» **TASK PROMPT**
In the entries below, how many lines hold the string "this"? Give only the number.

» **DATA PROVIDED**
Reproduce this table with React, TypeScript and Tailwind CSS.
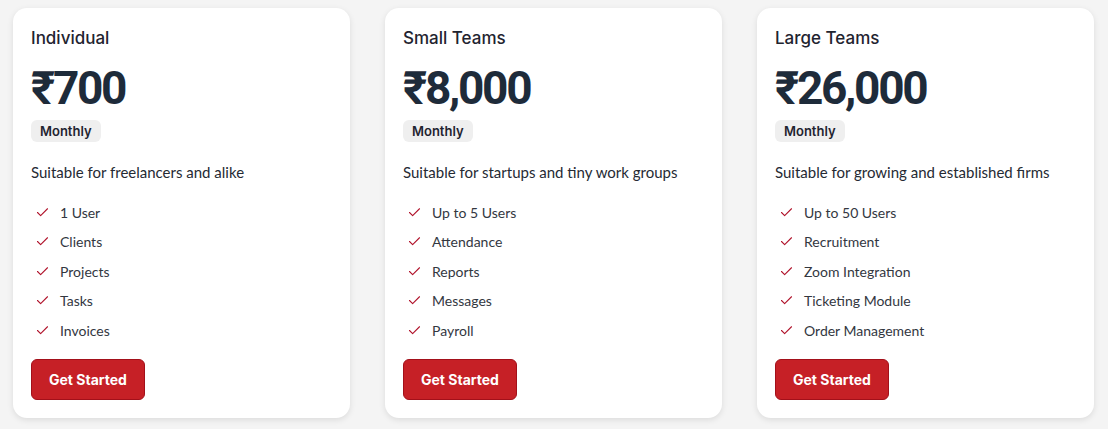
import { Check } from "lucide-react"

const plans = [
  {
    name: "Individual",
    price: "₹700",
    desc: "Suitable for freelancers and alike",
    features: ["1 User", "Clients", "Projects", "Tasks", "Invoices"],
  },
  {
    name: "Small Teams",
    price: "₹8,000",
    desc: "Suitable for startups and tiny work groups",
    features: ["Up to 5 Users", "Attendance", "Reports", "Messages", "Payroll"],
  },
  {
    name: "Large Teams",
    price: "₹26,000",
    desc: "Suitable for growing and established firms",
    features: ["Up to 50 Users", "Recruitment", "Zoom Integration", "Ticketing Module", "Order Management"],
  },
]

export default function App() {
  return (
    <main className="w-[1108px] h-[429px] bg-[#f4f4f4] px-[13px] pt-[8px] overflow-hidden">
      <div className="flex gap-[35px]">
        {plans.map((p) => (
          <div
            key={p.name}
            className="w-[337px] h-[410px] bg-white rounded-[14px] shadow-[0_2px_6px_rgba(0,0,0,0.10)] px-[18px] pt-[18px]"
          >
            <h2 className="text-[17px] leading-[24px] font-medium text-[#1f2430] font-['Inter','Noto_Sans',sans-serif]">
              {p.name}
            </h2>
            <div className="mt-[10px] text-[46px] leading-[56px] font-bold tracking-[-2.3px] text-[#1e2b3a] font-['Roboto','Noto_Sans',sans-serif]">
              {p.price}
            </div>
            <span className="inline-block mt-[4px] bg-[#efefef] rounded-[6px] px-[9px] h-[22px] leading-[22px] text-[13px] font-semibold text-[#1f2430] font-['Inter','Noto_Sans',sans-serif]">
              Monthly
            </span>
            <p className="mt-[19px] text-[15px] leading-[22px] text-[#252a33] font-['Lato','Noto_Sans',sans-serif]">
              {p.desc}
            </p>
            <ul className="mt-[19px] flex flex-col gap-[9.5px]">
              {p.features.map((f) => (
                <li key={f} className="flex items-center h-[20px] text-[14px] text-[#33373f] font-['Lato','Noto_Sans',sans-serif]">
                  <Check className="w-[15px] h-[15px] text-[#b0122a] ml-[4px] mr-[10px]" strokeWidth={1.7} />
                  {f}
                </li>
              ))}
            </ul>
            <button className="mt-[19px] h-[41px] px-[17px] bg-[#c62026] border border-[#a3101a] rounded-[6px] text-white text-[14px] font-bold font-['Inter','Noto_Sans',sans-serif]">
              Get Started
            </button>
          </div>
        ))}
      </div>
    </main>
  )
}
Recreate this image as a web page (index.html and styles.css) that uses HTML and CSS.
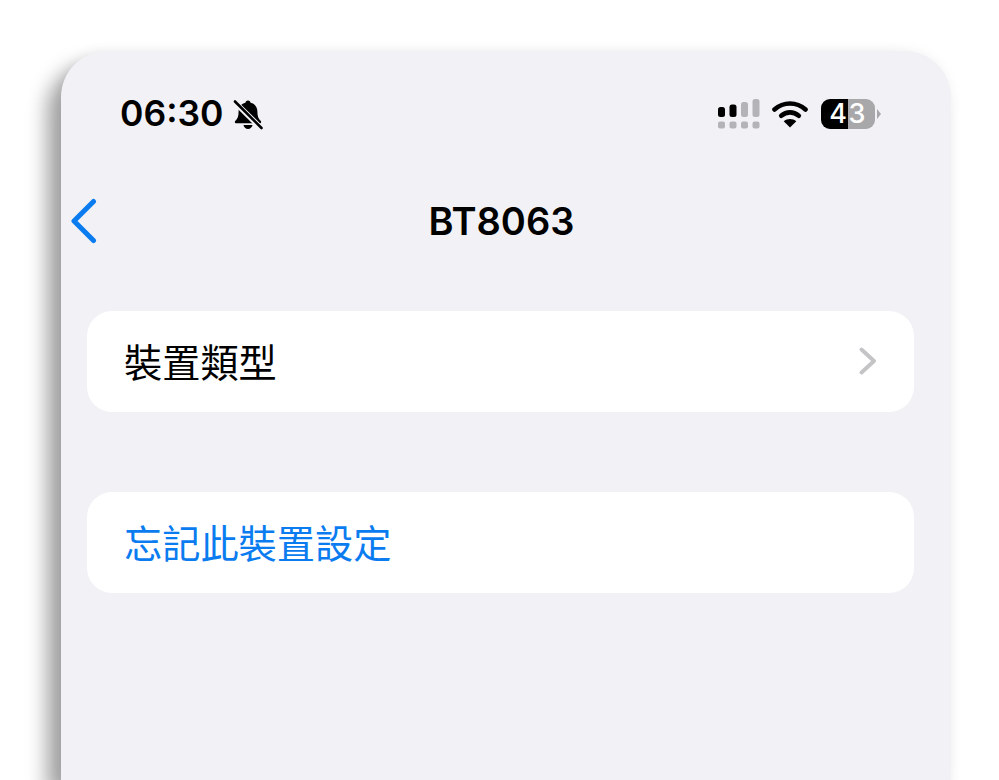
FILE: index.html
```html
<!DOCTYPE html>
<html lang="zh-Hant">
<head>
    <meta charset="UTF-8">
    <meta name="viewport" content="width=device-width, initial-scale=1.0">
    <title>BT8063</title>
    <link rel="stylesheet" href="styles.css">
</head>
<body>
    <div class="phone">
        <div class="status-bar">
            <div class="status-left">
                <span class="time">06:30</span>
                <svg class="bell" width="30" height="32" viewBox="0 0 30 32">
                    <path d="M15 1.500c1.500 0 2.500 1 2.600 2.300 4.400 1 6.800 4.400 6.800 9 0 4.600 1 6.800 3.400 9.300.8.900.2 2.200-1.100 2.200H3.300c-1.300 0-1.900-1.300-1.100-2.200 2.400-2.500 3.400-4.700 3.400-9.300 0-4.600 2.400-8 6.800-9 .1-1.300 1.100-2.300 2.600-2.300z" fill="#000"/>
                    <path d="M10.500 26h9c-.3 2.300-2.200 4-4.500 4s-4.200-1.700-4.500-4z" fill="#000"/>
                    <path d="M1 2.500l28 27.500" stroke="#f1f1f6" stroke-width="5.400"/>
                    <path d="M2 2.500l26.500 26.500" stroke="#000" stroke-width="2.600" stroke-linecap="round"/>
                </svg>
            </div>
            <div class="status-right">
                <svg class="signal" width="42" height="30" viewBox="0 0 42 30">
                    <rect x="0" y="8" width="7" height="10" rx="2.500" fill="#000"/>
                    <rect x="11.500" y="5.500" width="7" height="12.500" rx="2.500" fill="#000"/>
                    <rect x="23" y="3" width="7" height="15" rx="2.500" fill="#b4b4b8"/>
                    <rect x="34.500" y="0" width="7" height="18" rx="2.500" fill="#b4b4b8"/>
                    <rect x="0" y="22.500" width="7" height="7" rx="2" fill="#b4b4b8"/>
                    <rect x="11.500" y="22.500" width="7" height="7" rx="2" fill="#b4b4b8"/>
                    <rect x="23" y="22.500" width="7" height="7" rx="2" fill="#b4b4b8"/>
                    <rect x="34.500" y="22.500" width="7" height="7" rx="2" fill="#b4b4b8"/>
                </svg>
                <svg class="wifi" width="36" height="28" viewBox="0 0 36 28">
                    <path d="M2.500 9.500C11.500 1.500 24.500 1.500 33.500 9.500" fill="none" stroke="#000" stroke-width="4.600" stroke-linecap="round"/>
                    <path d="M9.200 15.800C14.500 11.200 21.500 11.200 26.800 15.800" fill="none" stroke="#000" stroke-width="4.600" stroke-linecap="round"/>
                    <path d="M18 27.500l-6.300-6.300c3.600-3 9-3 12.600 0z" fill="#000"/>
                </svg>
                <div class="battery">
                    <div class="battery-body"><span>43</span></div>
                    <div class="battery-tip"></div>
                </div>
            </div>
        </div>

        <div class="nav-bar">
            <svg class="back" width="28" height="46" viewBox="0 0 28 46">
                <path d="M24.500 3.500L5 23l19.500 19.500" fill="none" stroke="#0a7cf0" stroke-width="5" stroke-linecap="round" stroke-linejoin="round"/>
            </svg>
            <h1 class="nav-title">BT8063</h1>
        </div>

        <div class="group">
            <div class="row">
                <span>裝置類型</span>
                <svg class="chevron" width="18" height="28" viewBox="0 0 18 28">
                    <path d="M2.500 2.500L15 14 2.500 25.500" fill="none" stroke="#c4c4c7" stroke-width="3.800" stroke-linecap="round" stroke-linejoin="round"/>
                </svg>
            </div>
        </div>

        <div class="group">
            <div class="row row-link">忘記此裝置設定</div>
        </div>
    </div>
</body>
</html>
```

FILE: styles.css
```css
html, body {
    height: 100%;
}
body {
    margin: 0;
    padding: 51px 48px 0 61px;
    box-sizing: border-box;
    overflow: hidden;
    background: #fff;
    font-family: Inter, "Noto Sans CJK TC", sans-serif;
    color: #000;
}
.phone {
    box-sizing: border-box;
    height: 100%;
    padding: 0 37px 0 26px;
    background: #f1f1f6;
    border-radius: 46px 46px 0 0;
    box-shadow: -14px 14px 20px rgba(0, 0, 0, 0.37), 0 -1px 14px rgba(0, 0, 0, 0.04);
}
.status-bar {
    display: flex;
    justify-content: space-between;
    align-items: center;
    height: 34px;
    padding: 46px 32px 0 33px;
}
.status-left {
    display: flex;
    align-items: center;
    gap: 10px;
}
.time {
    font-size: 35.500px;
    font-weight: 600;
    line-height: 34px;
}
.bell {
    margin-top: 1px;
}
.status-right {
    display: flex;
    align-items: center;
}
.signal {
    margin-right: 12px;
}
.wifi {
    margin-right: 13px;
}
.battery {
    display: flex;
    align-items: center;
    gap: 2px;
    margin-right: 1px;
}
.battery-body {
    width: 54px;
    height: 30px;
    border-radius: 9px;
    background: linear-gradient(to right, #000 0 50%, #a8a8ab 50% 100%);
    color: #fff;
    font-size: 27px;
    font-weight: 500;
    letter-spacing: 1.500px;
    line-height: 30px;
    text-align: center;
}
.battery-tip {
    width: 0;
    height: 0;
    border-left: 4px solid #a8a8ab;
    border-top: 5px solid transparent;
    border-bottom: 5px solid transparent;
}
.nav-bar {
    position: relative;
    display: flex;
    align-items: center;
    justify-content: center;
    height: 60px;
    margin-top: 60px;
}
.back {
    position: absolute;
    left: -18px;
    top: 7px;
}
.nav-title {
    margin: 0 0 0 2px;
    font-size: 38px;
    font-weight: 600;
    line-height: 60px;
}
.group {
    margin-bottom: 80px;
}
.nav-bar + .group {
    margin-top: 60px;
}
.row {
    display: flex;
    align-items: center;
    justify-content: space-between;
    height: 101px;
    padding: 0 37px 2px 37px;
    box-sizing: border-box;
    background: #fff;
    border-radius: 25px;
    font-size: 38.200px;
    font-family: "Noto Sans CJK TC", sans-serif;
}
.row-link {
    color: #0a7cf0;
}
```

» **RESULT**
2